Not every American celebrates Christmas, but if you have been spending any time at shopping malls or downtown city centers in the past few weeks, you might assume that everyone did. Department stores and public transit are jammed with people buying either for themselves or others. Whether Christian, Jewish, or Muslim, the stores welcome everyone who celebrates the holiday season by spending money. Recently I saw a news item designed to help people prepare for the holiday season:
It’s never too early to start shopping for Christmas gifts! Undoubtedly, Christmas can be one of the most celebrated yet equally stressful times of the year. First of all, consumers scramble their brains for great Christmas gift ideas followed by some frenzied Christmas shopping.
But it wasn’t always this way. In colonial times, celebrating Christmas was made a crime in some areas. Massachusetts passed a law against the keeping of Christmas and fined anyone who chose to acknowledge a holiday that was popular in Catholic countries. It

wasn’t until the mid-nineteenth century when German and Irish immigrants flocked into the country that Christmas trees were introduced and Christmas gradually became the most popular holiday in the country.
It wasn’t long after Christmas started to be celebrated on this side of the ocean that people began to complain about how stressful it all was. In 1874 Fanny Kemble wrote:
Christmas is a season of such infinite labor, as well as expense in the shopping and present-making line, that almost every woman I know is good for nothing in purse and person for a month afterwards, done up physically, and broken down financially.

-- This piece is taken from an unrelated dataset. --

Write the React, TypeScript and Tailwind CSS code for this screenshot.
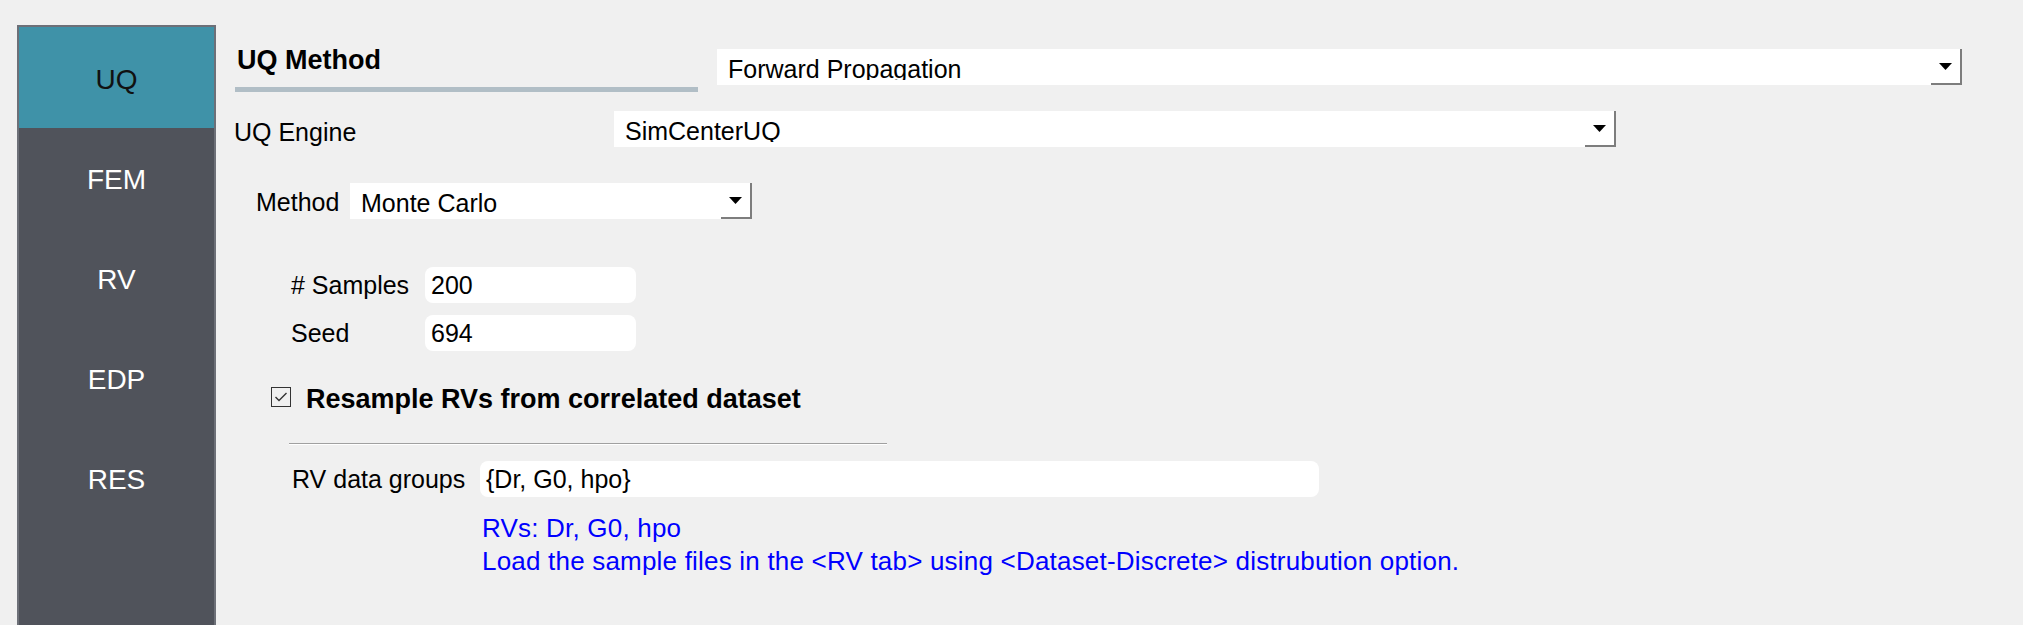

And so it goes. After two hundred years of Christmas celebrations, Americans still haven’t decided whether the holiday is a wonderful way to celebrate with friends and family or a fraud imposed by greedy marketers to encourage needless spending and anxiety. If the average American didn’t enjoy the holiday, they wouldn’t be crowding all the shopping malls and buying endless supplies of turkey and chocolates.
Perhaps we should stop worrying about how other people waste their time and money during the holiday season and just sit back and do whatever we want to do with our own family and friends. At least the lights of Christmas, Hanukah, and Kwanza brighten up the chilly midwinter season and strengthen us to face the beginning of a turbulent new year.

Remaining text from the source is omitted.